Begleitet wurde diese Epoche durch eine regelrechte Kampagne in der Vatikanzeitung „Osservatore Romano“, die an Pius XII. eine gute Seite nach der anderen herausstrich. Und aus den Worten des greisen Jesuitenpaters Peter Gumpel, der Pius’ fromme Sache als Anwalt vor dem Untersuchungsprozess vertrat, wird deutlich, wie man in der Kurie über die Proteste von außen denkt: Das seien alles, sagt Gumpel, „Kommunisten, Freimaurer, kirchenfeindliche Leute, die gegen den Heiligen Vater agieren.“ Wenn „gegen Pius XII. so fanatisch geschrien wird, dann geht es nicht um seine Person, es geht gegen die katholische Kirche.“ Im Sommer hatte Gumpel die verzögerte Seligsprechung sogar auf eine jüdische Erpressung zurückgeführt: „Die haben gedroht, die Beziehungen zum Vatikan abzubrechen.“ Gumpels Sätze waren damals sogar dem Pressesprecher des Papstes zu viel. Federico Lombardi teilte mit, man möge den Papst „frei von Druck seine Entscheidung treffen lassen“.

Nun hat Benedikt XVI. entschieden.
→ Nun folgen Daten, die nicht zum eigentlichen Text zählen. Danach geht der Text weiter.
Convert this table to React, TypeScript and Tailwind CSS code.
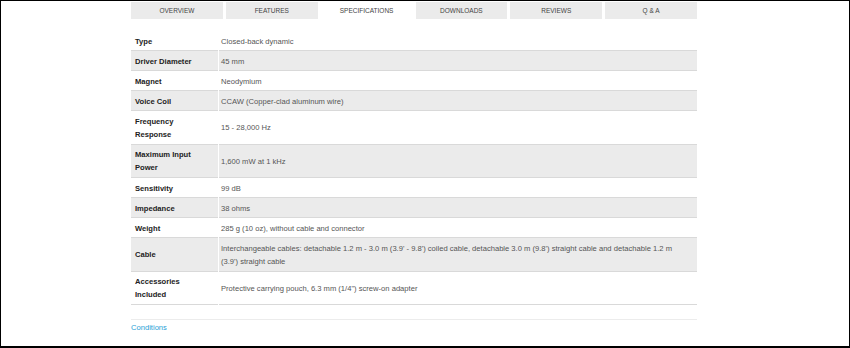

Zusammen mit dem beliebten Johannes Paul II. schleust er Pius XII. in Richtung Seligkeit. Der eine ist ein Volksheiliger, der andere ein reiner Kurienheiliger. Und vielleicht liegt es auch an Pius’ fehlender Verehrung bei den Gläubigen, dass zu seiner endgültigen Seligsprechung das entscheidende Element offenbar noch fehlt: ein Wunder.